Friday, November 9, 2012

Richard Aldington and H.D.


One Hundred Years On


When I think of Aldington and H.D. I think of the Sixties, free love, tragedy and war.  The Sixties and free love because when they met in 1911 he was 19, she 25.  They discussed poetry in Soho restaurants, visits to the British Museum, talking of Classical Greece and the Gods.  They married in 1913 having spent time traveling in Italy together before marrying.  Their child was stillborn in the early days of World War 1, a tragedy presaging the tragedy of war.  No anti-war protestor, Aldington enlisted early and survived trench warfare in France which changed him utterly. 

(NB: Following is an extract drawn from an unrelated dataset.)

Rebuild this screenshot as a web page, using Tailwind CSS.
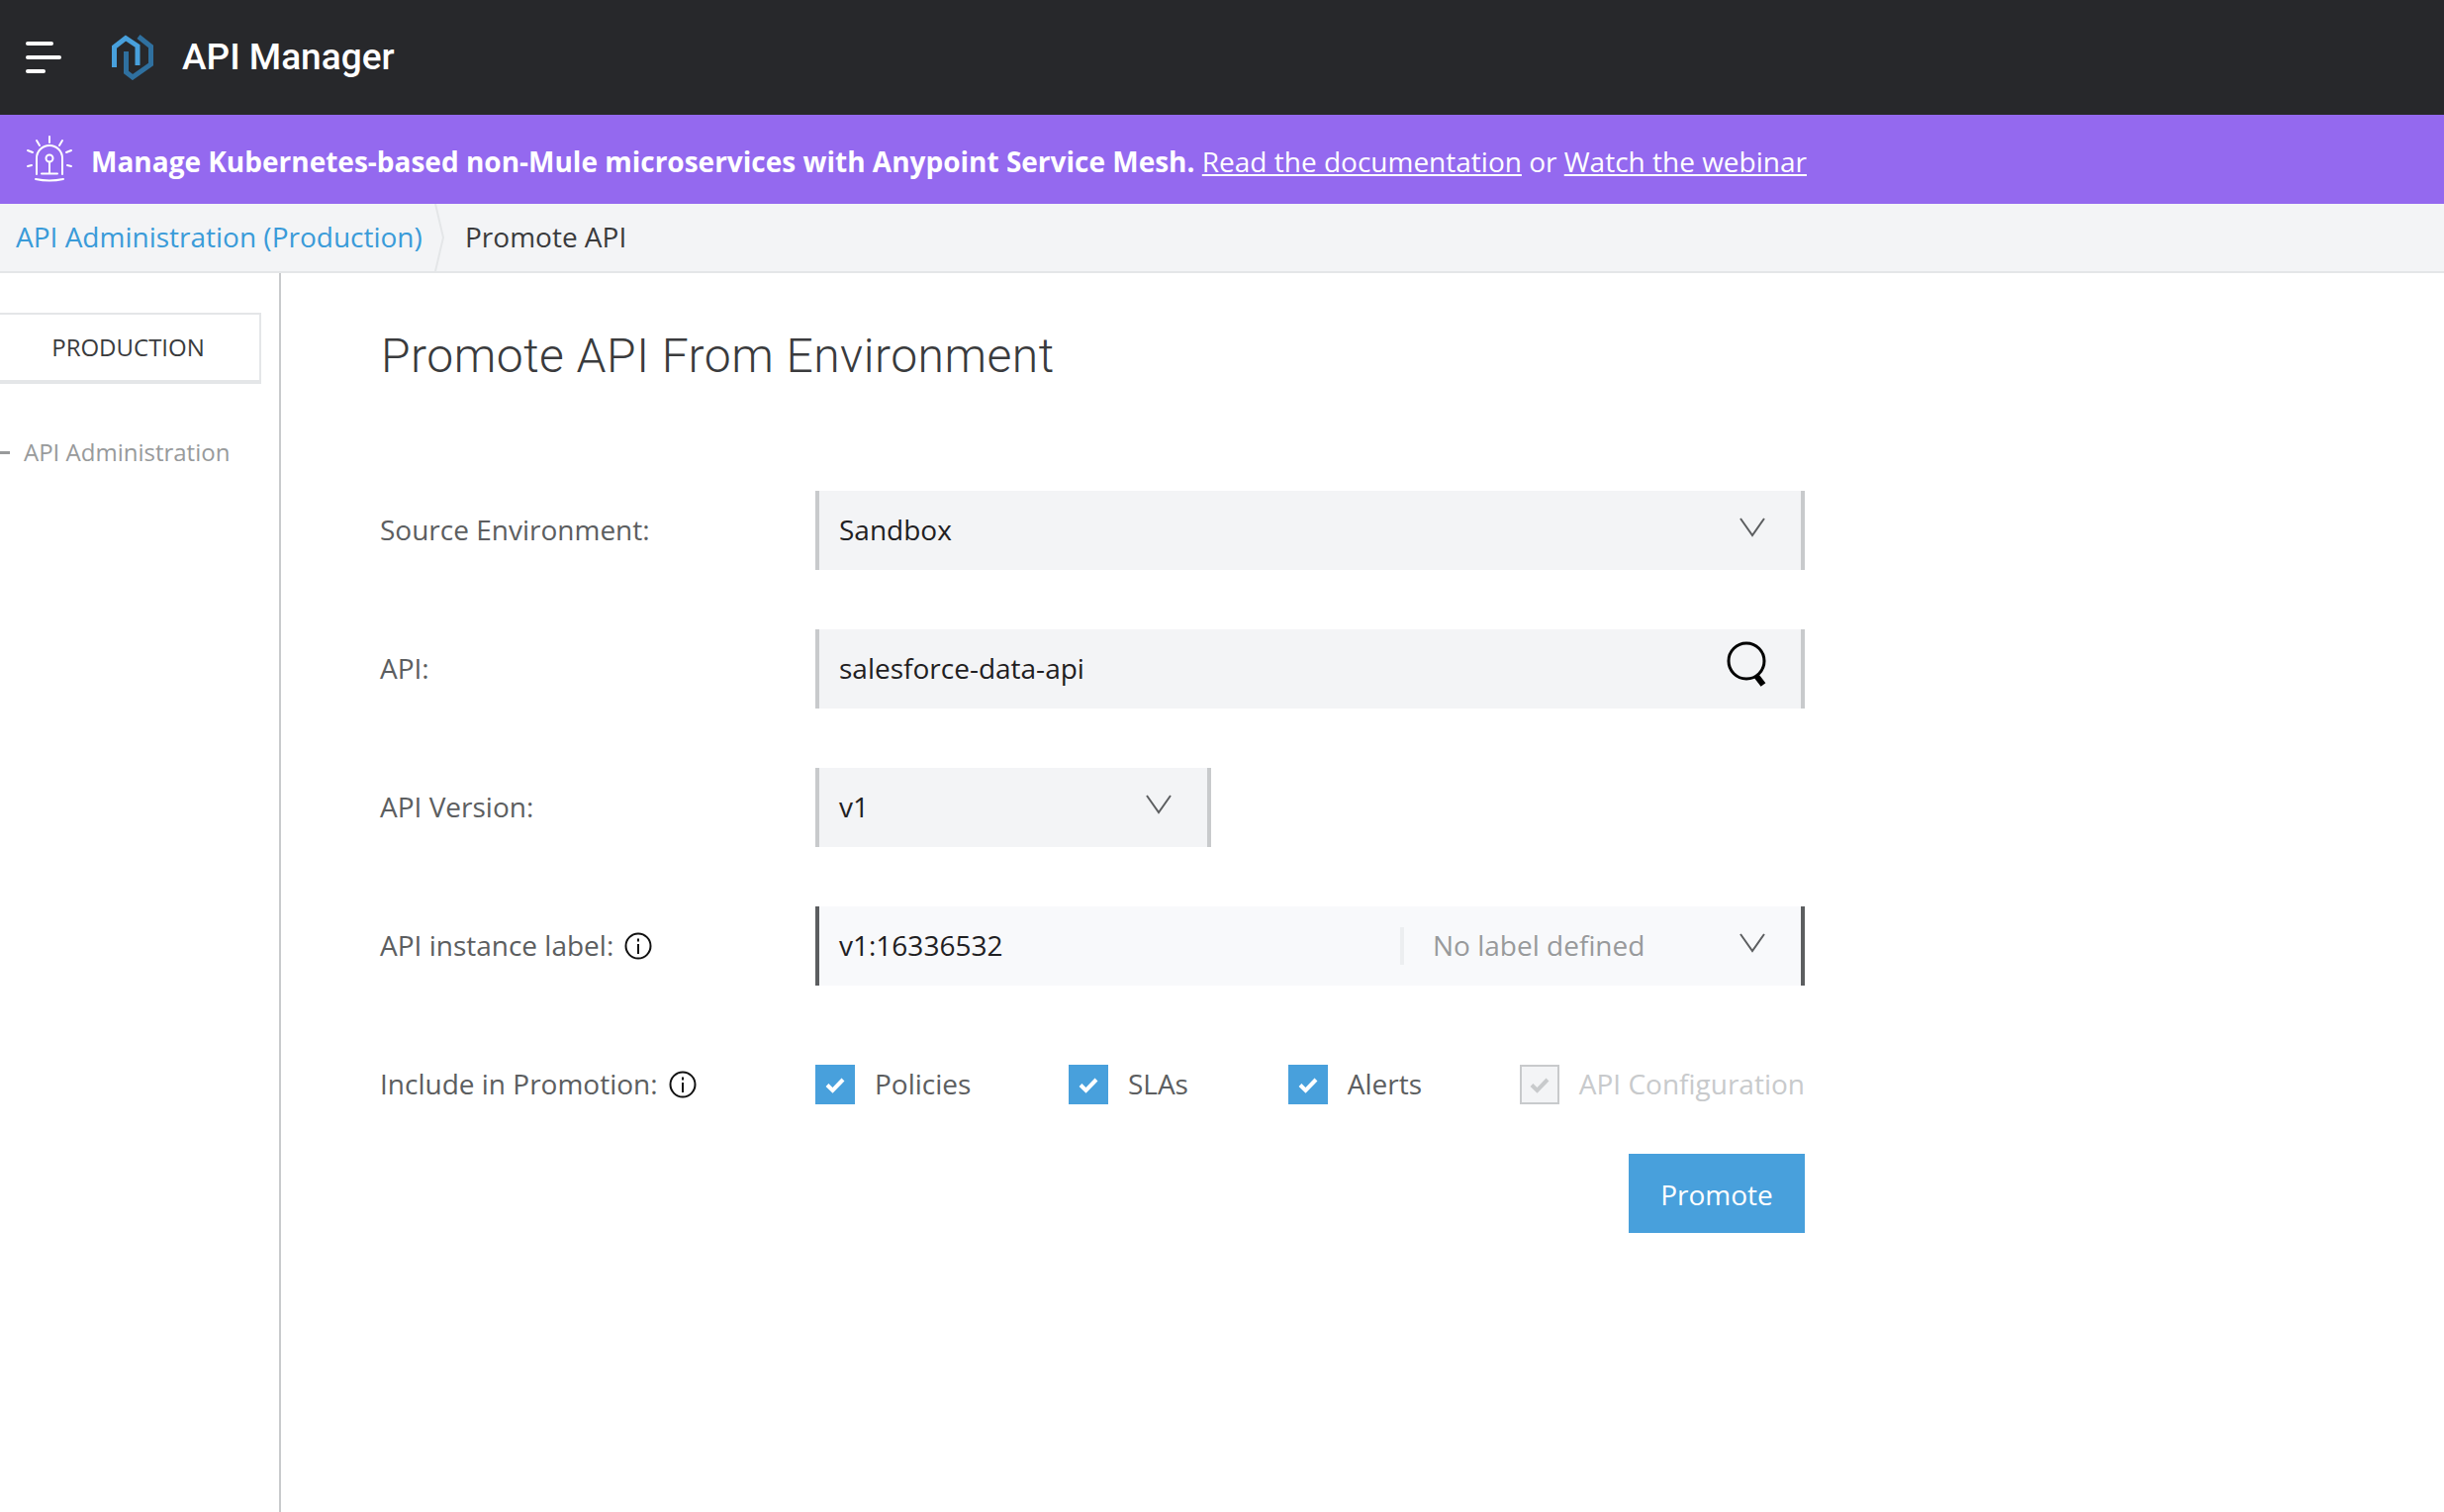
<!DOCTYPE html>
<html lang="en">
<head>
    <meta charset="UTF-8">
    <title>API Manager</title>
    <script src="https://cdn.jsdelivr.net/npm/@tailwindcss/browser@4"></script>
</head>
<body class="bg-white font-['Open_Sans',sans-serif] h-[1528px] overflow-hidden flex flex-col">
    <!-- Top bar -->
    <header class="h-[116px] bg-[#27282b] flex items-center shrink-0">
        <div class="ml-[26px] w-[36px] flex flex-col gap-[10px]">
            <span class="block h-[4px] w-[28px] rounded-full bg-white"></span>
            <span class="block h-[4px] w-[36px] rounded-full bg-white"></span>
            <span class="block h-[4px] w-[20px] rounded-full bg-white"></span>
        </div>
        <svg class="ml-[51px]" width="42" height="46" viewBox="0 0 42 46" fill="none" stroke-width="5">
            <path d="M14.500 17V38L21 43L39.500 30V12L27 2" stroke="#2f709f"/>
            <path d="M2.500 33V12.500L14 3.500L26 11.500V31" stroke="#48a0dc"/>
        </svg>
        <span class="ml-[29px] text-white text-[37px] font-medium font-['Roboto',sans-serif]">API Manager</span>
    </header>

    <!-- Banner -->
    <div class="h-[90px] bg-[#9469ef] flex items-center shrink-0 text-white text-[28px]">
        <svg class="ml-[26px]" width="48" height="48" viewBox="0 0 48 48" fill="none" stroke="white" stroke-width="2" stroke-linecap="round">
            <path d="M24 1v6M11 5l3 5M37 5l-3 5M2 15l5 2M46 15l-5 2M2 31l4-1M46 31l-4-1"/>
            <path d="M11 39V23a13 13 0 0 1 26 0v16"/>
            <circle cx="24" cy="23" r="3.500"/>
            <path d="M24 27v11M16 38.500h16M10 44q14 3 28 0"/>
        </svg>
        <p class="ml-[18px] pt-[3px] whitespace-nowrap"><b>Manage Kubernetes-based non-Mule microservices with Anypoint Service Mesh.</b> <a class="underline">Read the documentation</a> or <a class="underline">Watch the webinar</a></p>
    </div>

    <!-- Breadcrumb -->
    <nav class="h-[70px] pb-[2px] bg-[#f3f4f6] border-b-2 border-[#e4e6e8] flex items-center shrink-0 text-[28px] relative">
        <a class="ml-[16px] w-[454px] text-[#3a9bd9]">API Administration (Production)</a>
        <svg class="absolute left-[438px] top-0" width="12" height="68" viewBox="0 0 12 68" fill="none"><path d="M2 0l8 34l-8 34" stroke="#e4e6e8" stroke-width="2"/></svg>
        <span class="text-[#3a3b3d]">Promote API</span>
    </nav>

    <div class="flex flex-1 min-h-0">
        <!-- Sidebar -->
        <aside class="w-[284px] border-r-2 border-[#c8cacc] shrink-0 pt-[40px]">
            <div class="w-[264px] h-[72px] pr-[3px] border-2 border-l-0 border-b-4 border-[#e4e6e8] flex items-center justify-center text-[24px] text-[#3a3b3d]">PRODUCTION</div>
            <div class="mt-[51px] flex items-center text-[24px] text-[#989a9b]">
                <span class="block w-[10px] h-[3px] bg-[#989a9b]"></span>
                <span class="ml-[14px]">API Administration</span>
            </div>
        </aside>

        <!-- Main form -->
        <main class="pl-[100px] w-[1640px]">
            <h1 class="h-[220px] pt-[60px] pl-[1px] text-[48px] leading-[48px] tracking-[0.5px] font-light text-[#3a3b3d] font-['Roboto',sans-serif]">Promote API From Environment</h1>

            <div class="flex items-center h-[80px] mb-[60px]">
                <label class="w-[440px] pb-[2px] text-[28px] text-[#5c5e60]">Source Environment:</label>
                <div class="w-[1000px] h-[80px] bg-[#f3f4f6] border-x-4 border-[#c8cacc] flex items-center justify-between pl-[20px] pr-[36px] text-[28px] text-[#1f2022]">
                    <span class="pb-[2px]">Sandbox</span>
                    <svg class="mb-[6px]" width="26" height="20" viewBox="0 0 26 20" fill="none"><path d="M1 1l12 17L25 1" stroke="#5c5e60" stroke-width="2"/></svg>
                </div>
            </div>

            <div class="flex items-center h-[80px] mb-[60px]">
                <label class="w-[440px] pb-[2px] text-[28px] text-[#5c5e60]">API:</label>
                <div class="w-[1000px] h-[80px] bg-[#f3f4f6] border-x-4 border-[#c8cacc] flex items-center justify-between pl-[20px] pr-[35px] text-[28px] text-[#1f2022]">
                    <span class="pb-[2px]">salesforce-data-api</span>
                    <svg class="mb-[10px]" width="40" height="46" viewBox="0 0 40 46" fill="none"><circle cx="20" cy="20" r="18" stroke="black" stroke-width="3"/><path d="M30 35l7 9" stroke="black" stroke-width="6"/></svg>
                </div>
            </div>

            <div class="flex items-center h-[80px] mb-[60px]">
                <label class="w-[440px] pb-[2px] text-[28px] text-[#5c5e60]">API Version:</label>
                <div class="w-[400px] h-[80px] bg-[#f3f4f6] border-x-4 border-[#c8cacc] flex items-center justify-between pl-[20px] pr-[36px] text-[28px] text-[#1f2022]">
                    <span class="pb-[2px]">v1</span>
                    <svg class="mb-[6px]" width="26" height="20" viewBox="0 0 26 20" fill="none"><path d="M1 1l12 17L25 1" stroke="#5c5e60" stroke-width="2"/></svg>
                </div>
            </div>

            <div class="flex items-center h-[80px] mb-[60px]">
                <label class="w-[440px] text-[28px] text-[#5c5e60] flex items-center gap-[11px]"><span class="pb-[2px]">API instance label:</span>
                    <svg width="28" height="28" viewBox="0 0 28 28" fill="none" stroke="#111" stroke-width="2"><circle cx="14" cy="14" r="12.500"/><path d="M14 12v10"/><path d="M14 6.500v3"/></svg>
                </label>
                <div class="w-[1000px] h-[80px] bg-[#f8f9fb] border-x-4 border-[#5c5e60] flex items-center pl-[20px] pr-[36px] text-[28px] text-[#1f2022]">
                    <span class="w-[567px] pb-[2px]">v1:16336532</span>
                    <span class="block w-[4px] h-[38px] bg-[#eceef0]"></span>
                    <span class="ml-[29px] pb-[2px] text-[#989a9b] flex-1">No label defined</span>
                    <svg class="mb-[6px]" width="26" height="20" viewBox="0 0 26 20" fill="none"><path d="M1 1l12 17L25 1" stroke="#5c5e60" stroke-width="2"/></svg>
                </div>
            </div>

            <div class="flex items-center h-[80px]">
                <label class="w-[440px] text-[28px] text-[#5c5e60] flex items-center gap-[11px]"><span class="pb-[2px]">Include in Promotion:</span>
                    <svg width="28" height="28" viewBox="0 0 28 28" fill="none" stroke="#111" stroke-width="2"><circle cx="14" cy="14" r="12.500"/><path d="M14 12v10"/><path d="M14 6.500v3"/></svg>
                </label>
                <div class="w-[1000px] flex items-center text-[28px] text-[#5c5e60] whitespace-nowrap">
                    <div class="w-[256px] flex items-center gap-[20px]">
                        <span class="w-[40px] h-[40px] bg-[#48a0dc] flex items-center justify-center pt-[2px]"><svg width="20" height="16" viewBox="0 0 20 16" fill="none"><path d="M2 7.500l5.500 5.500L18 2" stroke="white" stroke-width="4"/></svg></span>
                        <span class="pb-[2px]">Policies</span>
                    </div>
                    <div class="w-[222px] flex items-center gap-[20px]">
                        <span class="w-[40px] h-[40px] bg-[#48a0dc] flex items-center justify-center pt-[2px]"><svg width="20" height="16" viewBox="0 0 20 16" fill="none"><path d="M2 7.500l5.500 5.500L18 2" stroke="white" stroke-width="4"/></svg></span>
                        <span class="pb-[2px]">SLAs</span>
                    </div>
                    <div class="w-[234px] flex items-center gap-[20px]">
                        <span class="w-[40px] h-[40px] bg-[#48a0dc] flex items-center justify-center pt-[2px]"><svg width="20" height="16" viewBox="0 0 20 16" fill="none"><path d="M2 7.500l5.500 5.500L18 2" stroke="white" stroke-width="4"/></svg></span>
                        <span class="pb-[2px]">Alerts</span>
                    </div>
                    <div class="flex items-center gap-[20px] text-[#c8cacc]">
                        <span class="w-[40px] h-[40px] bg-[#f3f4f6] border-2 border-[#c8cacc] flex items-center justify-center pt-[2px]"><svg width="20" height="16" viewBox="0 0 20 16" fill="none"><path d="M2 7.500l5.500 5.500L18 2" stroke="#c8cacc" stroke-width="4"/></svg></span>
                        <span class="pb-[2px]">API Configuration</span>
                    </div>
                </div>
            </div>

            <div class="w-[1440px] flex justify-end mt-[30px]">
                <button class="w-[178px] h-[80px] pt-[2px] bg-[#48a0dc] text-white text-[28px]">Promote</button>
            </div>
        </main>
    </div>
</body>
</html>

In 1907,  H.D. had been engaged to Ezra Pound, in Philadelphia.  Aldington and H.D. met each other in London.  They were introduced by Pound as poets and sanctified as Imagists. They lived, for a time, like gods surrounded by mortals, flower children.  The war changed their world forever.  They separated but remained friends, were divorced in 1938.  Aldington gained fame as a war poet and a novelist.  H.D.'s poetry was neglected until the Sixties made free love acceptable again, although Aldington anthologized three of her poems in The Viking Book of Poetry of the English-Speaking World, first published in 1941.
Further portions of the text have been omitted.